*Directions for this task:* Only the lines from the start of the data through the line containing "solid transparent;border-right:4px solid" should be written out, exactly as they are, with both ends included and the pictures left out.

--

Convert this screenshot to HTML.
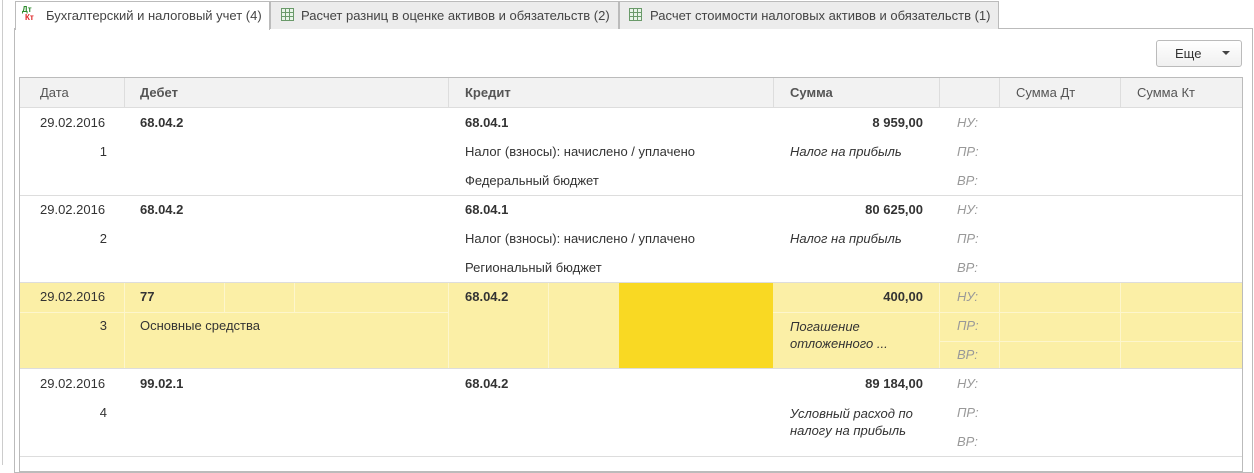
<!DOCTYPE html>
<html><head><meta charset="utf-8"><style>
*{margin:0;padding:0;box-sizing:border-box}
body{width:1254px;height:465px;background:#fff;font-family:"Liberation Sans",sans-serif;font-size:13px;color:#333;position:relative;overflow:hidden}
.a{position:absolute;white-space:nowrap}
.tab{position:absolute;top:1px;height:28px;border:1px solid #bbb;border-bottom:none;background:#ececec;padding:6px 0 0 30px;font-size:13px;color:#444}
.b{font-weight:bold}
.i{font-style:italic}
.g{color:#999;font-style:italic}
.r{text-align:right}
</style></head><body>
<div class="a" style="left:14px;top:28px;width:1239px;height:445px;border:1px solid #bbb"></div>
<div class="a" style="left:2px;top:0;width:1px;height:465px;background:#ccc"></div>
<div class="tab" style="left:15px;width:255px;background:#fff;height:29px">Бухгалтерский и налоговый учет (4)</div>
<div class="a" style="left:22px;top:6px;font-size:8px;line-height:8px;font-weight:bold"><span style="color:#2a8a2a">Дт</span><br><span style="color:#d22;margin-left:3px">Кт</span></div>
<div class="tab" style="left:270px;width:349px">Расчет разниц в оценке активов и обязательств (2)</div>
<div class="tab" style="left:619px;width:380px">Расчет стоимости налоговых активов и обязательств (1)</div>
<svg class="a" style="left:281px;top:8px" width="13" height="13"><rect x="0.5" y="0.5" width="12" height="12" fill="#e8f4e8" stroke="#6a9a6a"/><path d="M0 4.5H13M0 8.5H13M4.5 0V13M8.5 0V13" stroke="#6a9a6a"/></svg>
<svg class="a" style="left:629px;top:8px" width="13" height="13"><rect x="0.5" y="0.5" width="12" height="12" fill="#e8f4e8" stroke="#6a9a6a"/><path d="M0 4.5H13M0 8.5H13M4.5 0V13M8.5 0V13" stroke="#6a9a6a"/></svg>
<div class="a" style="left:1156px;top:40px;width:86px;height:27px;border:1px solid #bbb;border-radius:3px;background:linear-gradient(#fff,#f0f0f0);font-size:13px;padding:5px 0 0 18px">Еще</div>
<div class="a" style="left:1222px;top:51px;border-left:4px solid transparent;border-right:4px solid transparent;border-top:4px solid #444"></div>

<div class="a" style="left:19px;top:77px;width:1224px;height:395px;border:1px solid #bbb"></div>
<div class="a" style="left:20px;top:78px;width:1222px;height:30px;background:#f2f2f2;border-bottom:1px solid #ddd"></div>
<div class="a" style="left:124px;top:78px;width:1px;height:30px;background:#ddd"></div>
<div class="a" style="left:448px;top:78px;width:1px;height:30px;background:#ddd"></div>
<div class="a" style="left:773px;top:78px;width:1px;height:30px;background:#ddd"></div>
<div class="a" style="left:939px;top:78px;width:1px;height:30px;background:#ddd"></div>
<div class="a" style="left:999px;top:78px;width:1px;height:30px;background:#ddd"></div>
<div class="a" style="left:1120px;top:78px;width:1px;height:30px;background:#ddd"></div>
<div class="a" style="left:40px;top:85px;color:#555">Дата</div>
<div class="a b" style="left:140px;top:85px;color:#555">Дебет</div>
<div class="a b" style="left:465px;top:85px;color:#555">Кредит</div>
<div class="a b" style="left:790px;top:85px;color:#555">Сумма</div>
<div class="a" style="left:1016px;top:85px;color:#555">Сумма Дт</div>
<div class="a" style="left:1137px;top:85px;color:#555">Сумма Кт</div>

<div class="a" style="left:20px;top:283px;width:1222px;height:85px;background:#fbefa6"></div>
<div class="a" style="left:619px;top:283px;width:154px;height:85px;background:#f9d923"></div>
<div class="a" style="left:124px;top:283px;width:1px;height:85px;background:#fdf6cc"></div>
<div class="a" style="left:448px;top:283px;width:1px;height:85px;background:#fdf6cc"></div>
<div class="a" style="left:224px;top:283px;width:1px;height:29px;background:#fdf6cc"></div>
<div class="a" style="left:294px;top:283px;width:1px;height:29px;background:#fdf6cc"></div>
<div class="a" style="left:548px;top:283px;width:1px;height:85px;background:#fdf6cc"></div>
<div class="a" style="left:939px;top:283px;width:1px;height:85px;background:#fdf6cc"></div>
<div class="a" style="left:999px;top:283px;width:1px;height:85px;background:#fdf6cc"></div>
<div class="a" style="left:1120px;top:283px;width:1px;height:85px;background:#fdf6cc"></div>
<div class="a" style="left:20px;top:312px;width:428px;height:1px;background:#fdf6cc"></div>
<div class="a" style="left:773px;top:312px;width:469px;height:1px;background:#fdf6cc"></div>
<div class="a" style="left:939px;top:341px;width:303px;height:1px;background:#fdf6cc"></div>

<div class="a" style="left:20px;top:195px;width:1222px;height:1px;background:#ddd"></div>
<div class="a" style="left:20px;top:282px;width:1222px;height:1px;background:#ddd"></div>
<div class="a" style="left:20px;top:368px;width:1222px;height:1px;background:#ddd"></div>
<div class="a" style="left:20px;top:456px;width:1222px;height:1px;background:#ddd"></div>

<div class="a" style="left:40px;top:115px">29.02.2016</div>
<div class="a r" style="left:60px;top:144px;width:47px">1</div>
<div class="a b" style="left:140px;top:115px">68.04.2</div>
<div class="a b" style="left:465px;top:115px">68.04.1</div>
<div class="a" style="left:465px;top:144px">Налог (взносы): начислено / уплачено</div>
<div class="a" style="left:465px;top:173px">Федеральный бюджет</div>
<div class="a b r" style="left:780px;top:115px;width:143px">8 959,00</div>
<div class="a i" style="left:790px;top:144px">Налог на прибыль</div>
<div class="a g" style="left:957px;top:115px">НУ:</div>
<div class="a g" style="left:957px;top:144px">ПР:</div>
<div class="a g" style="left:957px;top:173px">ВР:</div>

<div class="a" style="left:40px;top:202px">29.02.2016</div>
<div class="a r" style="left:60px;top:231px;width:47px">2</div>
<div class="a b" style="left:140px;top:202px">68.04.2</div>
<div class="a b" style="left:465px;top:202px">68.04.1</div>
<div class="a" style="left:465px;top:231px">Налог (взносы): начислено / уплачено</div>
<div class="a" style="left:465px;top:260px">Региональный бюджет</div>
<div class="a b r" style="left:780px;top:202px;width:143px">80 625,00</div>
<div class="a i" style="left:790px;top:231px">Налог на прибыль</div>
<div class="a g" style="left:957px;top:202px">НУ:</div>
<div class="a g" style="left:957px;top:231px">ПР:</div>
<div class="a g" style="left:957px;top:260px">ВР:</div>

<div class="a" style="left:40px;top:289px">29.02.2016</div>
<div class="a r" style="left:60px;top:318px;width:47px">3</div>
<div class="a b" style="left:140px;top:289px">77</div>
<div class="a" style="left:140px;top:318px">Основные средства</div>
<div class="a b" style="left:465px;top:289px">68.04.2</div>
<div class="a b r" style="left:780px;top:289px;width:143px">400,00</div>
<div class="a i" style="left:790px;top:318px;line-height:17px">Погашение<br>отложенного ...</div>
<div class="a g" style="left:957px;top:289px">НУ:</div>
<div class="a g" style="left:957px;top:318px">ПР:</div>
<div class="a g" style="left:957px;top:347px">ВР:</div>

<div class="a" style="left:40px;top:376px">29.02.2016</div>
<div class="a r" style="left:60px;top:405px;width:47px">4</div>
<div class="a b" style="left:140px;top:376px">99.02.1</div>
<div class="a b" style="left:465px;top:376px">68.04.2</div>
<div class="a b r" style="left:780px;top:376px;width:143px">89 184,00</div>
<div class="a i" style="left:790px;top:405px;line-height:17px">Условный расход по<br>налогу на прибыль</div>
<div class="a g" style="left:957px;top:376px">НУ:</div>
<div class="a g" style="left:957px;top:405px">ПР:</div>
<div class="a g" style="left:957px;top:434px">ВР:</div>
</body></html>
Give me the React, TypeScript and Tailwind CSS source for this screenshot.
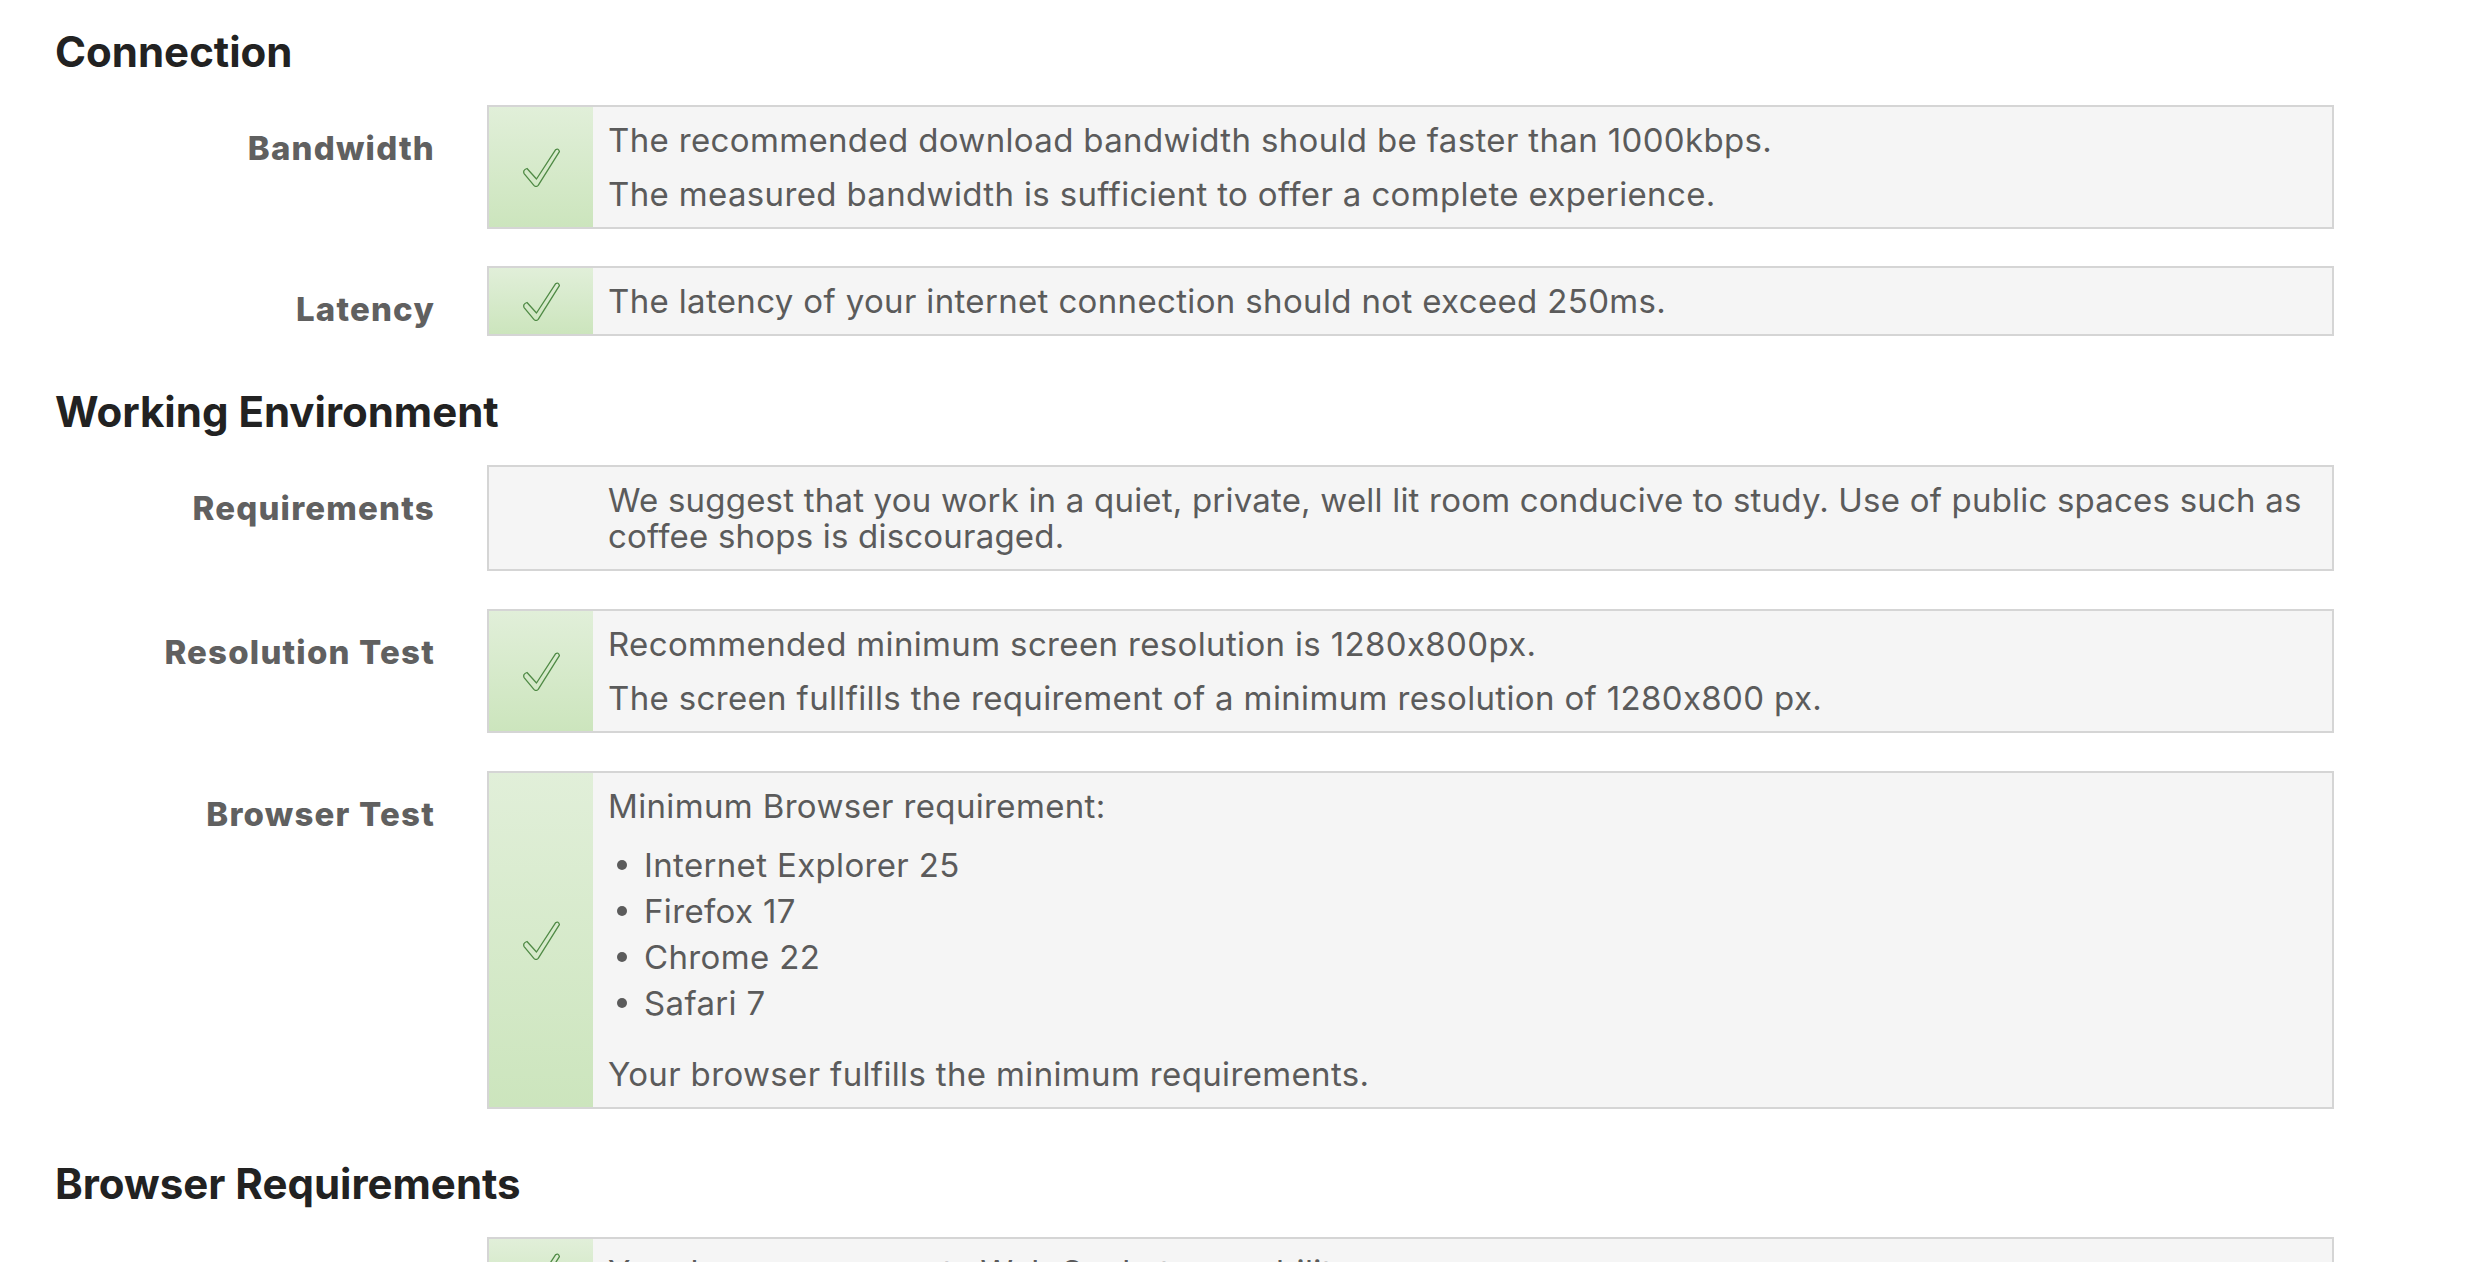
import type { ReactNode } from "react";

type RowProps = {
  label: string;
  ok?: boolean;
  children: ReactNode;
};

const Check = () => (
  <svg width="37" height="39" viewBox="0 0 37 39" fill="none">
    <path
      d="M4 20.5 L13.5 31 L32.5 1.8 Q35.5 -0.2 36.4 3.6 L15.2 37.4 Q13 39.6 10.9 37.4 L1.1 25.6 Q-0.4 22 4 20.5 Z"
      stroke="#4f8a45"
      strokeWidth="1.3"
      strokeLinejoin="round"
    />
  </svg>
);

const Row = ({ label, ok = true, children }: RowProps) => {
  return (
    <div className="flex">
      {/* label column */}
      <div className="w-[380px] shrink-0 pt-[25px] text-right text-[33px] leading-[36px] font-extrabold tracking-[1.2px] text-[#606060]">
        {label}
      </div>

      <div className="ml-[52px] flex flex-1 border-2 border-[#d5d5d5] bg-[#f5f5f5]">
        <div
          className={
            ok
              ? "flex w-[104px] shrink-0 items-center justify-center bg-gradient-to-b from-[#e1efd9] to-[#cce5bd]"
              : "w-[104px] shrink-0"
          }
        >
          {ok && <Check />}
        </div>
        <div className="flex flex-1 flex-col gap-[18px] py-[15px] pl-[15px] pr-[8px] text-[33px] leading-[36px] tracking-[0.35px] text-[#5b5b5b]">
          {children}
        </div>
      </div>
    </div>
  );
};

const Heading = ({ children }: { children: ReactNode }) => (
  <h2 className="mb-[29px] text-[42px] leading-[48px] font-bold text-[#222222]">{children}</h2>
);

export default function App() {
  return (
    <div className="min-h-screen bg-white pt-[28px] pl-[55px] pr-[150px] font-['Inter','Liberation_Sans',sans-serif] [font-feature-settings:'calt'_0]">
      {/* Connection */}
      <Heading>Connection</Heading>
      <div className="flex flex-col gap-[37px]">
        <Row label="Bandwidth">
          <p>The recommended download bandwidth should be faster than 1000kbps.</p>
          <p>The measured bandwidth is sufficient to offer a complete experience.</p>
        </Row>
        <Row label="Latency">
          <p>The latency of your internet connection should not exceed 250ms.</p>
        </Row>
      </div>

      {/* Working environment */}
      <div className="mt-[52px]">
        <Heading>Working Environment</Heading>
      </div>
      <div className="flex flex-col gap-[38px]">
        <Row label="Requirements" ok={false}>
          <p className="tracking-[0.2px]">
            We suggest that you work in a quiet, private, well lit room conducive to study. Use of public
            spaces such as coffee shops is discouraged.
          </p>
        </Row>
        <Row label="Resolution Test">
          <p>Recommended minimum screen resolution is 1280x800px.</p>
          <p>The screen fullfills the requirement of a minimum resolution of 1280x800 px.</p>
        </Row>
        <Row label="Browser Test">
          <p>Minimum Browser requirement:</p>
          <ul className="mb-[12px]">
            {["Internet Explorer 25", "Firefox 17", "Chrome 22", "Safari 7"].map((b) => (
              <li key={b} className="flex items-center leading-[46px]">
                <span className="ml-[9px] mr-[17px] h-[10px] w-[10px] rounded-full bg-[#5b5b5b]" />
                {b}
              </li>
            ))}
          </ul>
          <p>Your browser fulfills the minimum requirements.</p>
        </Row>
      </div>

      {/* Browser requirements */}
      <div className="mt-[51px]">
        <Heading>Browser Requirements</Heading>
      </div>
      <div className="flex flex-col gap-[38px] pb-[40px]">
        <Row label="Web Sockets">
          <p>Your browser supports Web Sockets capability.</p>
        </Row>
      </div>
    </div>
  );
}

--

*Final answer:*
Convert this screenshot to HTML.
<!DOCTYPE html>
<html><head><meta charset="utf-8"><style>
*{margin:0;padding:0;box-sizing:border-box}
body{width:1254px;height:465px;background:#fff;font-family:"Liberation Sans",sans-serif;font-size:13px;color:#333;position:relative;overflow:hidden}
.a{position:absolute;white-space:nowrap}
.tab{position:absolute;top:1px;height:28px;border:1px solid #bbb;border-bottom:none;background:#ececec;padding:6px 0 0 30px;font-size:13px;color:#444}
.b{font-weight:bold}
.i{font-style:italic}
.g{color:#999;font-style:italic}
.r{text-align:right}
</style></head><body>
<div class="a" style="left:14px;top:28px;width:1239px;height:445px;border:1px solid #bbb"></div>
<div class="a" style="left:2px;top:0;width:1px;height:465px;background:#ccc"></div>
<div class="tab" style="left:15px;width:255px;background:#fff;height:29px">Бухгалтерский и налоговый учет (4)</div>
<div class="a" style="left:22px;top:6px;font-size:8px;line-height:8px;font-weight:bold"><span style="color:#2a8a2a">Дт</span><br><span style="color:#d22;margin-left:3px">Кт</span></div>
<div class="tab" style="left:270px;width:349px">Расчет разниц в оценке активов и обязательств (2)</div>
<div class="tab" style="left:619px;width:380px">Расчет стоимости налоговых активов и обязательств (1)</div>
<svg class="a" style="left:281px;top:8px" width="13" height="13"><rect x="0.5" y="0.5" width="12" height="12" fill="#e8f4e8" stroke="#6a9a6a"/><path d="M0 4.5H13M0 8.5H13M4.5 0V13M8.5 0V13" stroke="#6a9a6a"/></svg>
<svg class="a" style="left:629px;top:8px" width="13" height="13"><rect x="0.5" y="0.5" width="12" height="12" fill="#e8f4e8" stroke="#6a9a6a"/><path d="M0 4.5H13M0 8.5H13M4.5 0V13M8.5 0V13" stroke="#6a9a6a"/></svg>
<div class="a" style="left:1156px;top:40px;width:86px;height:27px;border:1px solid #bbb;border-radius:3px;background:linear-gradient(#fff,#f0f0f0);font-size:13px;padding:5px 0 0 18px">Еще</div>
<div class="a" style="left:1222px;top:51px;border-left:4px solid transparent;border-right:4px solid transparent;border-top:4px solid #444"></div>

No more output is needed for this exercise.